AUSTRALIAN stocks are expected to open flat today, as investors react to Friday's downgrade of three Australian banks and the Labor leadership contest in Canberra.
While there was a mostly positive lead from Wall Street on Friday, futures markets were pointing to a 0.2 per cent fall when Australian stocks begin trading today.
AMP Capital Investors' chief economist, Shane Oliver, said the downgrades and the leadership vote would be investors' focus this morning. "All up, it suggests a fairly flattish start," Dr Oliver said.
He said the downgrades by Fitch were not a surprise, given that Moody's and Standard and Poor's had already lowered their ratings of Australian banks. "Fitch is really just playing catch-up here," Dr Oliver said. "Mind you, every time it happens there is a little bit of a knee-jerk reaction."
Positive US economic data helped push Wall Street higher on Friday night. The S&P500 rose by 0.17 per cent to its strongest level since 2008 and the Nasdaq gained 0.23 per cent.
The Dow Jones Industrial Average closed 0.01 per cent weaker.
In equities news this week, QBE Insurance Group, Harvey Norman, Woolworths and James Hardie Industries are among companies due to report their latest profit results.
The February profit reporting season was almost complete, with about 90 per cent of companies having issued results, Dr Oliver said.
"While there have been some bright spots, overall the results are soft, with companies suffering from soft revenue growth, sticky costs and pressure from the strong Australian dollar," he said in a research note.

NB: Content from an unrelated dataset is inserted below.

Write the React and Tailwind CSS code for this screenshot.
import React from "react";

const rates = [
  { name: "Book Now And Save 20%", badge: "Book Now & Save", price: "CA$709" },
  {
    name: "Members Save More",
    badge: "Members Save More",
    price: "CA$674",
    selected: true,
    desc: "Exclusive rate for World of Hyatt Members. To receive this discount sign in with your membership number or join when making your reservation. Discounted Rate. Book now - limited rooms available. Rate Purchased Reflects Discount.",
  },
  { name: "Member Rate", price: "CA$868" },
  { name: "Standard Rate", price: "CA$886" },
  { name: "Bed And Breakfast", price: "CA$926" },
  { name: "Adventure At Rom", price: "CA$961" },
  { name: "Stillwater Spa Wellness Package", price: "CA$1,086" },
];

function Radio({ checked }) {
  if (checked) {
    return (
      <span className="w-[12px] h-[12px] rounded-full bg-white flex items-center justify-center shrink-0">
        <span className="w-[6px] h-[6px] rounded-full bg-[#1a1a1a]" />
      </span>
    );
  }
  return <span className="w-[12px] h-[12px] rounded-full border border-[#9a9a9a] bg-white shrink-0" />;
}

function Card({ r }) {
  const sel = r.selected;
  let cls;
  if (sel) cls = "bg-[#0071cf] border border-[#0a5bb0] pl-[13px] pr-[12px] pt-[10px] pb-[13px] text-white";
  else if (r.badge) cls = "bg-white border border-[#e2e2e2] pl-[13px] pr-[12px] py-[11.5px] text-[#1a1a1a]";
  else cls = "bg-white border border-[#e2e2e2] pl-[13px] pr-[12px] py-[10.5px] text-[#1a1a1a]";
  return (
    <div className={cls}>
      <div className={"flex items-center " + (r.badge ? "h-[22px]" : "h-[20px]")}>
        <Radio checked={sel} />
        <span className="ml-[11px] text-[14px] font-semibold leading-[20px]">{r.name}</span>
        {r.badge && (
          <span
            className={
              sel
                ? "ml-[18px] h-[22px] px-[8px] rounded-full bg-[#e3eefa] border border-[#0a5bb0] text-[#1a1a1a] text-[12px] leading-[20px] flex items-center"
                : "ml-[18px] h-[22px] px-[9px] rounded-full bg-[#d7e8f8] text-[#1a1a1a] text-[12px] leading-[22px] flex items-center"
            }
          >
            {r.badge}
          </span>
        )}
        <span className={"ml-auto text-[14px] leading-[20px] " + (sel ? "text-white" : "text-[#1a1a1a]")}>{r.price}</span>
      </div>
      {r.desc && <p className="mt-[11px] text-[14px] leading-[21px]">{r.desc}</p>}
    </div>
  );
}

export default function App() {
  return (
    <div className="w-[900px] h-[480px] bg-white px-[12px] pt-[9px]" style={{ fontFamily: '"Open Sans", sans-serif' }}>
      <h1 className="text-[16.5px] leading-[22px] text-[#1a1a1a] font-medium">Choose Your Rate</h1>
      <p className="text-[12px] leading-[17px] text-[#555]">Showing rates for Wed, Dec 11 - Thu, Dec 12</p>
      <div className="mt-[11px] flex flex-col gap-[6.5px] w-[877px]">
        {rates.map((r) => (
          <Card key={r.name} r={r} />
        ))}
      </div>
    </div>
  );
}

Only 31 per cent of companies had exceeded market expectations, compared with 37 per cent in the June half and a norm of 45 per cent.
It is a busy week for economic news, with the Bureau of Statistics due to publish retail trade, construction work and building approvals data, among other reports.
Australian stocks finished firmer on Friday, with the benchmark S&P/ASX200 index breaking through the 4300-point resistance level for the first time since December 2011.